1. Se si guarda all'equilibrio dell'opera in termini di durate temporali, sembrerebbe pacifico mettere lo scherzo in seconda posizione: abbiamo in questo caso i movimenti 1+2 che occupano 35 minuti e poi l'andante di 15 minuti che serve a prender fiato prima dell'altra mezz'ora del finale burrascoso. In questa soluzione la Sesta si avvicina quasi alla Quinta (che ha tre movimenti mossi, poi il calmo adagietto prima del finale allegro).

2. Se si guarda alla forma classica - che secondo taluni, Adorno in testa - sarebbe alla base della concezione artistica della Sesta, allora l'andante dovrebbe venire prima dello scherzo (in fondo anche Beethoven fece uno strappo alla regola soltanto con la sua Nona, per il resto collocò sempre il movimento più lento in seconda posizione).

3. Poi c'è la vista da poema sinfonico, autorizzata sia dai riferimenti extramusicali e autobiografici, che dalle arditezze di certe indicazioni dinamiche e dall'uso di strumenti che nulla hanno a che fare con la sinfonia classica (celesta, campanacci da mucca, martello e altre percussioni). Secondo tale approccio verrebbe ancora da preferire lo scherzo in posizione avanzata, in quanto avremmo: il ritratto di Alma, poi le piccole Putzi e Gucki che giocano in riva al lago, quindi un accorato sguardo all'indietro verso i bei giorni passati, e infine le tre mazzate del destino che abbattono definitivamente l'artista e l'uomo.

Daniel – come ci sia arrivato lo saprà lui – ha deciso per la soluzione Andante-Scherzo, quella che per la verità sta tornando di moda, dopo che per lunghissimo tempo i direttori hanno privilegiato l'altra (ma in attesa che il ritrovamento di qualche appunto, diario, lettera, faccia ri-pendere la bilancia dalla parte opposta). E quindi anche i colpi di martello ligneo del finale sono ridotti a due. Abbastanza inconsueta anche la disposizione degli archi, un misto fra quella alto-tedesca e quella moderna: i violini secondi vengono in prima fila, a destra del direttore, ma a sinistra – dietro i violini primi – traslocano le viole, mentre violoncelli e bassi restano sulla destra.

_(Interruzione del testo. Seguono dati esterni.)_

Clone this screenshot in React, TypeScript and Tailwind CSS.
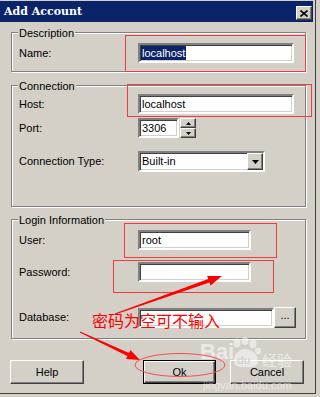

Che dire dell'esecuzione? Attestata e riconosciuta l'abnegazione di tutti, non si può certo parlare di un modello. Daniel ha parecchio gigioneggiato (segno per me di insicurezza su come domare il mostro) già dal tema di Alma e poi nello scherzo. Il finale ha purtroppo sofferto anche di alcune evidenti stecche di corni e trombette. Insomma, c'è qualcosa da migliorare, magari per le due prossime repliche.

E la prossima settimana arriva un altro toro mahleriano da prender per le corna, sperabilmente (ma l'orchestra ci è già riuscita in passato): la Resurrezione, preceduta da un beneaugurante Mozart al pianoforte.

Però laVerdi è infaticabile, e domenica 17, dopo la replica pomeridiana di questo concerto correrà alla Scala per fare un'opera di bene.